#### Task statement
Skip all pictures, then copy the lines from the start of the data through the line with "type Point = [number, number];", keeping both ends.

· · · ·

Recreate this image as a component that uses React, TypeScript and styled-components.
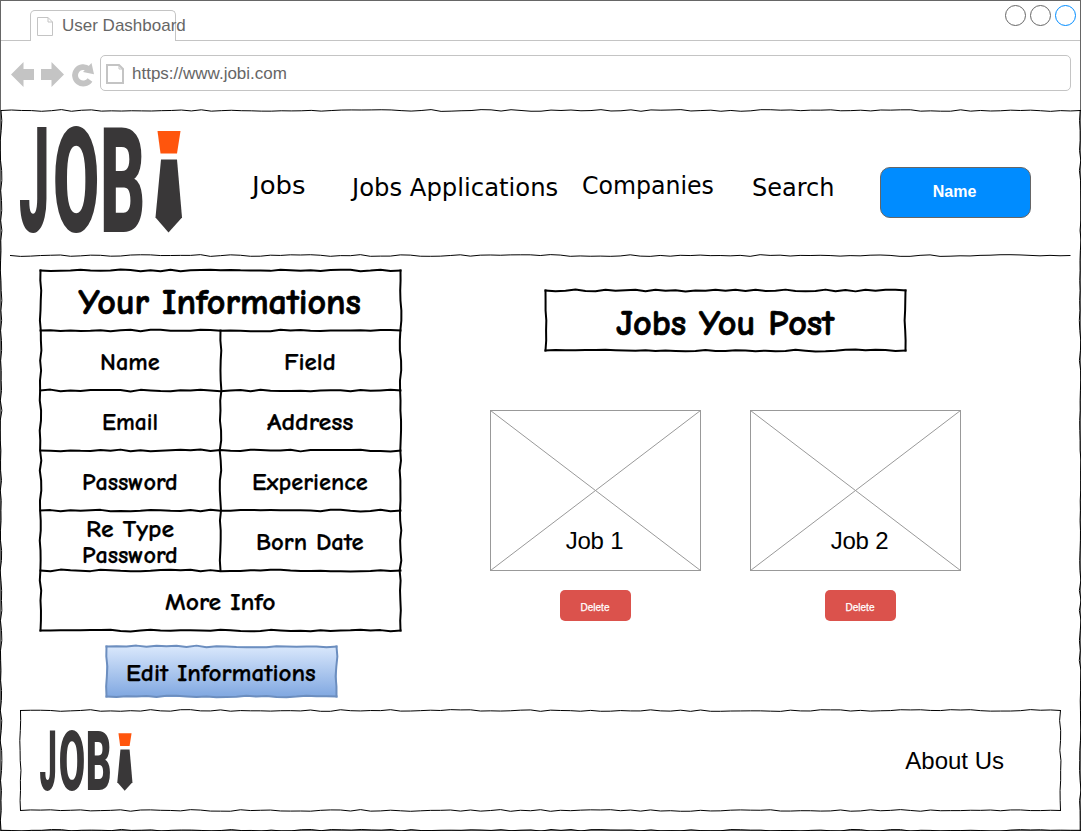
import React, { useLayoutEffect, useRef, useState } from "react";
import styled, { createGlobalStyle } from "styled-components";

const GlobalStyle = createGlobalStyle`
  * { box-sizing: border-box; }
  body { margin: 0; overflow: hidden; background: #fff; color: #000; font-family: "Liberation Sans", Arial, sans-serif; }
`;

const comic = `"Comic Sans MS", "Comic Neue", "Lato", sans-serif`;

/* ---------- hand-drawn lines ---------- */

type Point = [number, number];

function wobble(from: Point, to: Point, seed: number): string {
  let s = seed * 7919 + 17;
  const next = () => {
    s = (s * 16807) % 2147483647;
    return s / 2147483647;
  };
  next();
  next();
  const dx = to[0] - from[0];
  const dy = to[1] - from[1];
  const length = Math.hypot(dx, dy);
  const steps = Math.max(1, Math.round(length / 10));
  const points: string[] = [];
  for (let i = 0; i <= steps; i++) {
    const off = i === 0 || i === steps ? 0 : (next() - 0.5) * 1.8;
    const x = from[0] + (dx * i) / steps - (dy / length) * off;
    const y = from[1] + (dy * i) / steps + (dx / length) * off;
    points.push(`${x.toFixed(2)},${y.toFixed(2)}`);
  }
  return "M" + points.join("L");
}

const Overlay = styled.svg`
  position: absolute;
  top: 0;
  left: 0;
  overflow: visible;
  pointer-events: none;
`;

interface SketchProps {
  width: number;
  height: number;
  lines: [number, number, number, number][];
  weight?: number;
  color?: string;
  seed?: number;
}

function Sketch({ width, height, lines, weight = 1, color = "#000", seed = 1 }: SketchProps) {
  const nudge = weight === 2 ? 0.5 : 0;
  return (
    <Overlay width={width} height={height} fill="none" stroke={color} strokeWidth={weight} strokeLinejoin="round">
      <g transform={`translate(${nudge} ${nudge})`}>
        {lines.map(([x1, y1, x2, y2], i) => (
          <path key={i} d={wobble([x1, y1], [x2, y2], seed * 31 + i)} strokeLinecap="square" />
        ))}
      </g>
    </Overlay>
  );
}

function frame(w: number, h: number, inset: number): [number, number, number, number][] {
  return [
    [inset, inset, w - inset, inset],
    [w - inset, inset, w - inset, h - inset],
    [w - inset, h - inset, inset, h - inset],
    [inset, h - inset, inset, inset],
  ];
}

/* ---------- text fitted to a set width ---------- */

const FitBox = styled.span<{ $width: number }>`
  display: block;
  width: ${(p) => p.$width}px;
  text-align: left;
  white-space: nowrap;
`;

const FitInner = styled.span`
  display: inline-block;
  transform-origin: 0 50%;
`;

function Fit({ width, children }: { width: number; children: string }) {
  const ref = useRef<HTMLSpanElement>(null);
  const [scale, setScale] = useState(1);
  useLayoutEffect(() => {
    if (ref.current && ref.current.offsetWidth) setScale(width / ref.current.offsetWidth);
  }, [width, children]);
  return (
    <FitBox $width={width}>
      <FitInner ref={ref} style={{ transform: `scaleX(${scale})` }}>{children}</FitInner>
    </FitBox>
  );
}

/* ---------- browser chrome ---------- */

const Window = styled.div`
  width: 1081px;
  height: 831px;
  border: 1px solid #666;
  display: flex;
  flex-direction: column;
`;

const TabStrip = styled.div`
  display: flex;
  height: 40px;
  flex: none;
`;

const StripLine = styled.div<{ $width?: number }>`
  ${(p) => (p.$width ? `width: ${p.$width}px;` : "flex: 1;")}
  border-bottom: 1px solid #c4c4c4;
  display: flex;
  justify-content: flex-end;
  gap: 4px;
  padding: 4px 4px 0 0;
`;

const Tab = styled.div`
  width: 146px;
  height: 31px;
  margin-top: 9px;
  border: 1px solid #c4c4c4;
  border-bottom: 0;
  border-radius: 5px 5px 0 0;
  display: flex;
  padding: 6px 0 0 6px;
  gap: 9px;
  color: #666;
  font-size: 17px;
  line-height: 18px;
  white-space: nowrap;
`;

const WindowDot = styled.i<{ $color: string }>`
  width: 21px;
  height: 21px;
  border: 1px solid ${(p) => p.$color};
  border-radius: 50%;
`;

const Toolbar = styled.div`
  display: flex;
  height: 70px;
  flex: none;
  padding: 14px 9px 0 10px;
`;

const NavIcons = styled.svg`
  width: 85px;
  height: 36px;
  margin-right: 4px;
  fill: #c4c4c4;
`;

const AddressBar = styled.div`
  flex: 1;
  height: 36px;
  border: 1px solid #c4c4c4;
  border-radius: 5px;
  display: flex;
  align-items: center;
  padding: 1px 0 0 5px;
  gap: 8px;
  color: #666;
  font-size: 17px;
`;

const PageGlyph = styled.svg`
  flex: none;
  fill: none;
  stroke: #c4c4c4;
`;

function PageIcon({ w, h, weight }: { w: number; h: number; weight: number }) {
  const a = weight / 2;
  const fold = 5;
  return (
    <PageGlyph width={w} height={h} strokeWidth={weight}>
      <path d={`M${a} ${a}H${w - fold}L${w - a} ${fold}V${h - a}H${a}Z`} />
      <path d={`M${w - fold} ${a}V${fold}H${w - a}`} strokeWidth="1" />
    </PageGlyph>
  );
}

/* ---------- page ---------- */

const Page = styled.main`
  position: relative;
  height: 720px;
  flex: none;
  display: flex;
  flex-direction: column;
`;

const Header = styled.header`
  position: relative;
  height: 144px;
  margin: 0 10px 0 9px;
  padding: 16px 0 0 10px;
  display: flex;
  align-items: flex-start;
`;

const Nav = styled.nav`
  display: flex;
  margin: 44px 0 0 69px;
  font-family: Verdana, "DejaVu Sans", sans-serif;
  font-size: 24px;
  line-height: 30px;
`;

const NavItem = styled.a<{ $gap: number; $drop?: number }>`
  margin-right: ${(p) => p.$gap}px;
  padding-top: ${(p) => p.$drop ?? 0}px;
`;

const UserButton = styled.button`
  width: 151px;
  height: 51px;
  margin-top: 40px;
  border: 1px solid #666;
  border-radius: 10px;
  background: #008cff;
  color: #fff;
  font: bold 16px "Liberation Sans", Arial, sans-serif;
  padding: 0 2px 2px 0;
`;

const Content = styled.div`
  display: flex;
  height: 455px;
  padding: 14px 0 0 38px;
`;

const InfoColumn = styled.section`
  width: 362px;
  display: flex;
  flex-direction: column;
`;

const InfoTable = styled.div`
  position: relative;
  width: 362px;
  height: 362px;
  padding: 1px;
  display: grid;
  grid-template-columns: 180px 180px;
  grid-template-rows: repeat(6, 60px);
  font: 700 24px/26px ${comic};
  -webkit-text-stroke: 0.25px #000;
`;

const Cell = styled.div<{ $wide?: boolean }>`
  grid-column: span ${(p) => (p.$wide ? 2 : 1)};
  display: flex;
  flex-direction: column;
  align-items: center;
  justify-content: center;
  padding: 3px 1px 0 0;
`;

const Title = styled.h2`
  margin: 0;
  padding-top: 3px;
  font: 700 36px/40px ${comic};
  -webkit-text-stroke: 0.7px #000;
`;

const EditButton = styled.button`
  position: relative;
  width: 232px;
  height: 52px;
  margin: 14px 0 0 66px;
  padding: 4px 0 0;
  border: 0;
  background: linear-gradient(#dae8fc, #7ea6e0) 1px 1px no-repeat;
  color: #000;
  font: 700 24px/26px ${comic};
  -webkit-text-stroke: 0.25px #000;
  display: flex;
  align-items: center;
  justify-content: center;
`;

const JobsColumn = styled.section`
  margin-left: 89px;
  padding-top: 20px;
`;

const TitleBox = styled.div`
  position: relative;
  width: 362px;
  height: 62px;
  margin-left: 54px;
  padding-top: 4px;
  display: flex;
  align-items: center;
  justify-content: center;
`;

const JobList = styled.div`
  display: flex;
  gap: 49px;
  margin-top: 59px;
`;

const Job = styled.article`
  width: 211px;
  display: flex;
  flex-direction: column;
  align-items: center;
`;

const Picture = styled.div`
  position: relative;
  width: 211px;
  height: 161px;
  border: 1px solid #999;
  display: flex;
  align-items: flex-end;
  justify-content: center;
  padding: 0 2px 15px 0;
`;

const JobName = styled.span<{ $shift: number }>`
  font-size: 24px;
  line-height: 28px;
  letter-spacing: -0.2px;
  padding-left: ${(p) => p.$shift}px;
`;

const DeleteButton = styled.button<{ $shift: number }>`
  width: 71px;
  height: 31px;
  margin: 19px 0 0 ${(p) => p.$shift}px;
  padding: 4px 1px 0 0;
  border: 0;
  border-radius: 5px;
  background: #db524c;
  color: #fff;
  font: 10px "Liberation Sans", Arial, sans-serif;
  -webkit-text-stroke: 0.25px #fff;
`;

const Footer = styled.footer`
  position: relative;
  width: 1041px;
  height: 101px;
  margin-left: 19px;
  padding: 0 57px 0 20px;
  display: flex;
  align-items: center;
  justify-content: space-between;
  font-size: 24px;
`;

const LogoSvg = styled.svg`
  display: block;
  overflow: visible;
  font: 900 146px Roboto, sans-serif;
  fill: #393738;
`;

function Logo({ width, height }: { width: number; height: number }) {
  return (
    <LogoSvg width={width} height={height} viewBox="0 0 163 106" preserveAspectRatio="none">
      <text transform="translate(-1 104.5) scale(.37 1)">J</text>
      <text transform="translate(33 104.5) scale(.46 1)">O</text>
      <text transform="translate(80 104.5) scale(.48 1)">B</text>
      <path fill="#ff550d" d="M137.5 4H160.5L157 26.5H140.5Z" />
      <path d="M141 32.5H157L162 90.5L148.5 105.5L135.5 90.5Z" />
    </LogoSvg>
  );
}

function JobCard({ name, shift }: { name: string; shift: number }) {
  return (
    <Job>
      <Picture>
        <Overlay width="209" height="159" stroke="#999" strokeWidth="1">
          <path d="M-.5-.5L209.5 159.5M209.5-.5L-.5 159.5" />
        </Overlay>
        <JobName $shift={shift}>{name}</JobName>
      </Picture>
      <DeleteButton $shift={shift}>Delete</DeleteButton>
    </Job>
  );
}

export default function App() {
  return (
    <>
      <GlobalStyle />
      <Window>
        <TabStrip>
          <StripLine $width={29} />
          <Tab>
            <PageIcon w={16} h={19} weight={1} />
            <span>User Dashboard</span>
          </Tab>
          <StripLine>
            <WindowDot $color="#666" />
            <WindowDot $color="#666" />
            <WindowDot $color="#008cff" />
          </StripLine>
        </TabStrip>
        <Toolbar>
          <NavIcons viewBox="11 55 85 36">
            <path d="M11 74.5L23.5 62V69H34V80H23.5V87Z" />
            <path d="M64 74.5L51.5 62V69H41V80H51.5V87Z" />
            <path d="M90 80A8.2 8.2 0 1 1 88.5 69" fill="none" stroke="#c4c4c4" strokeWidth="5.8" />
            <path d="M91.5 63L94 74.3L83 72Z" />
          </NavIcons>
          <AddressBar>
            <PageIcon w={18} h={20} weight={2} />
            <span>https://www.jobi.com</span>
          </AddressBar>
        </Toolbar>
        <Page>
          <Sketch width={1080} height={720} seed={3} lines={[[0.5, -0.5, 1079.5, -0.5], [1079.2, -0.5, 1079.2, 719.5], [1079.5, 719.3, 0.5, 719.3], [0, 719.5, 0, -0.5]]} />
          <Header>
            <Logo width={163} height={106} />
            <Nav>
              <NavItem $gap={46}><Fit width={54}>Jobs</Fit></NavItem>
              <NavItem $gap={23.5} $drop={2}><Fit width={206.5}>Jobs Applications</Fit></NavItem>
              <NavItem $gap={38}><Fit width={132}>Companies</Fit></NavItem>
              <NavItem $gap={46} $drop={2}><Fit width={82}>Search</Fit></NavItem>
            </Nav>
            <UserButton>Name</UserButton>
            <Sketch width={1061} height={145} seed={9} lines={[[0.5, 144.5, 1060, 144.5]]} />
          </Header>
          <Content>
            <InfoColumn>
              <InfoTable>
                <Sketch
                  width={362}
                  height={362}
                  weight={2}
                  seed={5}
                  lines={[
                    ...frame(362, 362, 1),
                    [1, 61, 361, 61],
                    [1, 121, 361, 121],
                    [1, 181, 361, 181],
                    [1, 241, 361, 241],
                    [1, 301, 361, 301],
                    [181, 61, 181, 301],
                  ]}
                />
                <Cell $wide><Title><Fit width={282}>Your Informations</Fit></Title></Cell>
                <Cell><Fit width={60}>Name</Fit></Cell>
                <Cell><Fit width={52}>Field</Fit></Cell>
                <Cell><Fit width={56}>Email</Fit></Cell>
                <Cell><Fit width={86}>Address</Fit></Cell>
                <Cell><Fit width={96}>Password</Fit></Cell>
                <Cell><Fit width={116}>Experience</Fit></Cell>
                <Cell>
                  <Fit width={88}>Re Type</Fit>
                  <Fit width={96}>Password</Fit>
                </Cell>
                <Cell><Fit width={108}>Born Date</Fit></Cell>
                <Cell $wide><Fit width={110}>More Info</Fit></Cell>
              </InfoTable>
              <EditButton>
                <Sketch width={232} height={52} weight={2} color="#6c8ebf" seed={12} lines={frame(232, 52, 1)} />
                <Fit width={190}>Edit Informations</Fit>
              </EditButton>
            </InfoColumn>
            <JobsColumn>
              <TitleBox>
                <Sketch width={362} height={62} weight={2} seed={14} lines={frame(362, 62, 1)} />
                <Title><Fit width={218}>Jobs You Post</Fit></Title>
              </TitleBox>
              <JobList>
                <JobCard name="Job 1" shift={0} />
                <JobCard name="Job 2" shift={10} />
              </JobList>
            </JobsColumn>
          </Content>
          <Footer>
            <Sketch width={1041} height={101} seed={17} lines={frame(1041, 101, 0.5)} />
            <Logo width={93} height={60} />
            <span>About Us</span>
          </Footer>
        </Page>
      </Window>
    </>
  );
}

· · · ·

#### Task result
Recreate this image as a component that uses React, TypeScript and styled-components.
import React, { useLayoutEffect, useRef, useState } from "react";
import styled, { createGlobalStyle } from "styled-components";

const GlobalStyle = createGlobalStyle`
  * { box-sizing: border-box; }
  body { margin: 0; overflow: hidden; background: #fff; color: #000; font-family: "Liberation Sans", Arial, sans-serif; }
`;

const comic = `"Comic Sans MS", "Comic Neue", "Lato", sans-serif`;

/* ---------- hand-drawn lines ---------- */

type Point = [number, number];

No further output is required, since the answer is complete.